Repentant Sinner. Pirogov was promptly released. But Barsov was whisked out of sight. The Soviet embassy searched his empty $2-a-day hotel room, then sent a note to the State Department. State was mum.

Last week the embassy publicly demanded that State explain the "sudden disappearance" of their repentant sinner.

They soon found out. The U.S. had deported him to Austria as a visa violater. There, said a cool State Department announcement, "Barsov is now being given an opportunity freely to determine whether he wishes to return to the Soviet Union or remain under U.S. jurisdiction in Europe."

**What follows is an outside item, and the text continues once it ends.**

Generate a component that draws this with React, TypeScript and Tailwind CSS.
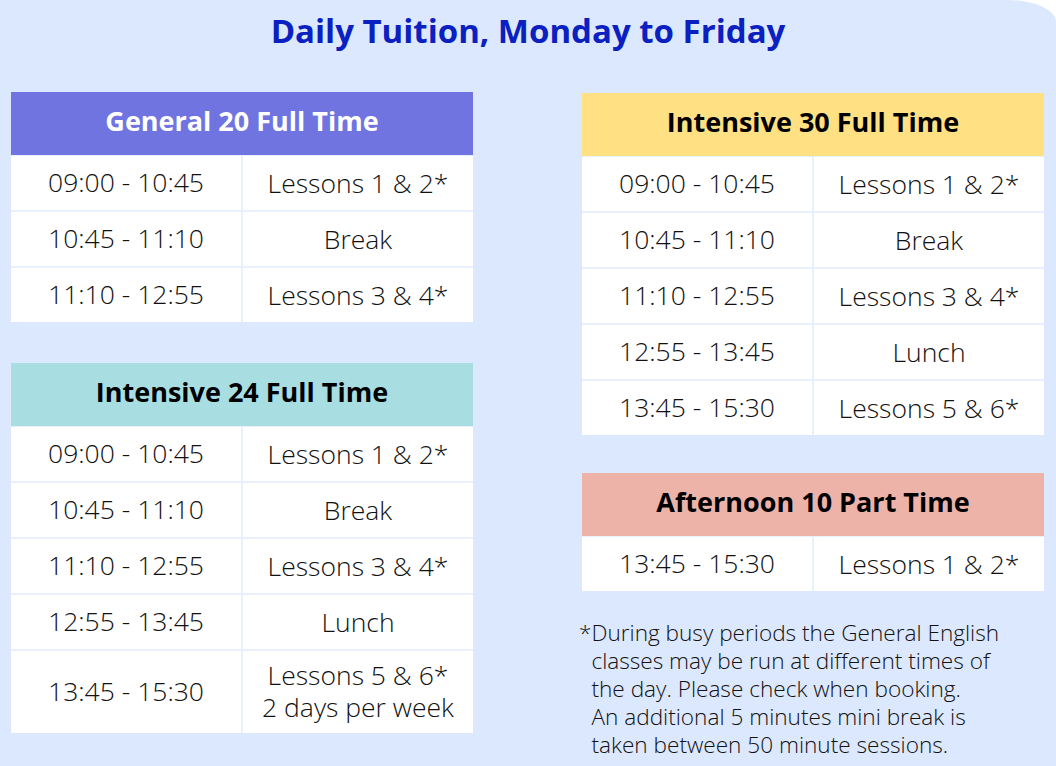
import React from 'react';

type Row = { time: string; label: React.ReactNode; tall?: boolean };

const fullDay: Row[] = [
    { time: '09:00 - 10:45', label: 'Lessons 1 & 2*' },
    { time: '10:45 - 11:10', label: 'Break' },
    { time: '11:10 - 12:55', label: 'Lessons 3 & 4*' },
    { time: '12:55 - 13:45', label: 'Lunch' },
];

const ScheduleTable: React.FC<{ title: string; headerClass: string; rows: Row[] }> = ({ title, headerClass, rows }) => (
    <div className="w-[462px] bg-[#e8f0fe]">
        <div className={`h-[63px] pb-[4px] flex items-center justify-center text-[27px] font-bold ${headerClass}`}>{title}</div>
        <div className="grid grid-cols-2 gap-[2px] pt-px">
            {rows.map((r, i) => (
                <React.Fragment key={i}>
                    <div className={`bg-white flex items-center justify-center ${r.tall ? 'h-[82px]' : 'h-[54px]'}`}>{r.time}</div>
                    <div className={`bg-white flex items-center justify-center text-center leading-[32px] ${r.tall ? 'h-[82px] pb-[2px]' : 'h-[54px]'}`}>{r.label}</div>
                </React.Fragment>
            ))}
        </div>
    </div>
);

export default function App() {
    return (
        <div className="w-[1056px] h-[766px] bg-white">
            <div
                className="h-full bg-[#dce8fd] rounded-tr-[48px_22px] px-[11px] text-[#111111] text-[26.5px] font-light"
                style={{ fontFamily: '"Open Sans", "Noto Sans", sans-serif' }}
            >
                <h1 className="pt-[9px] h-[92px] text-center text-[33px] font-bold text-[#0a20c0] leading-[44px]">
                    Daily Tuition, Monday to Friday
                </h1>
                <div className="flex justify-between pr-px">
                    <div className="flex flex-col gap-[41px]">
                        <ScheduleTable
                            title="General 20 Full Time"
                            headerClass="bg-[#7074e0] text-white"
                            rows={fullDay.slice(0, 3)}
                        />
                        <ScheduleTable
                            title="Intensive 24 Full Time"
                            headerClass="bg-[#a8dee2] text-black"
                            rows={[
                                ...fullDay,
                                { time: '13:45 - 15:30', label: <>Lessons 5 &amp; 6*<br />2 days per week</>, tall: true },
                            ]}
                        />
                    </div>
                    <div className="flex flex-col pt-px">
                        <ScheduleTable
                            title="Intensive 30 Full Time"
                            headerClass="bg-[#ffe082] text-black"
                            rows={[...fullDay, { time: '13:45 - 15:30', label: 'Lessons 5 & 6*' }]}
                        />
                        <div className="mt-[38px]">
                            <ScheduleTable
                                title="Afternoon 10 Part Time"
                                headerClass="bg-[#edb3a8] text-black"
                                rows={[{ time: '13:45 - 15:30', label: 'Lessons 1 & 2*' }]}
                            />
                        </div>
                        <div className="mt-[28px] -ml-[3px] text-[22.6px] leading-[28px] flex">
                            <span>*</span>
                            <p>
                                During busy periods the General English
                                <br />classes may be run at different times of
                                <br />the day. Please check when booking.
                                <br />An additional 5 minutes mini break is
                                <br />taken between 50 minute sessions.
                            </p>
                        </div>
                    </div>
                </div>
            </div>
        </div>
    );
}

Next day in Austria, Anatoly Barsov was driven to the Urfahrer Bridge spanning the Danube at Linz. A U.S. captain asked him for the last time whether he was sure he wanted to be turned over to the Russians. Barsov shrugged indifferently, shook his head, as he went off to join the two Russian officers who were waiting for him.

"I Was Not Lucky." The world could be sure that the Russians would squeeze Barsov for every last drop of propaganda-value. But Barsov had some explaining to do himself. In his shabby room in Washington a TIME correspondent found another document, like the diary in his own handwriting. It rang with Marxian cliches ("Now I am in the hands of those 'whistling dancers'--men who obtained control . . . through a cruel exploiting of the working class") and the sickening self-accusations of the Moscow purge trials. Wrote Barsov: "I am giving this confession maybe before dying." He had made his break, he pleaded to invisible judges, not because he was the least bit dissatisfied with the Russian system but because he was curious, because he had quarreled with his wife, because "I was not lucky in the army." Criticism of the Soviet regime attributed to him really came from "this travesty of a human being," Pirogov. Wrote Barsov: "Traitors to their country . . . should be subjected to a strict isolation and even destruction ... I am in the category of those people, and I have to be destroyed if I shall not be corrected by the corrective labor camps."

Said Pirogov: "Within six months, he will die like a dog."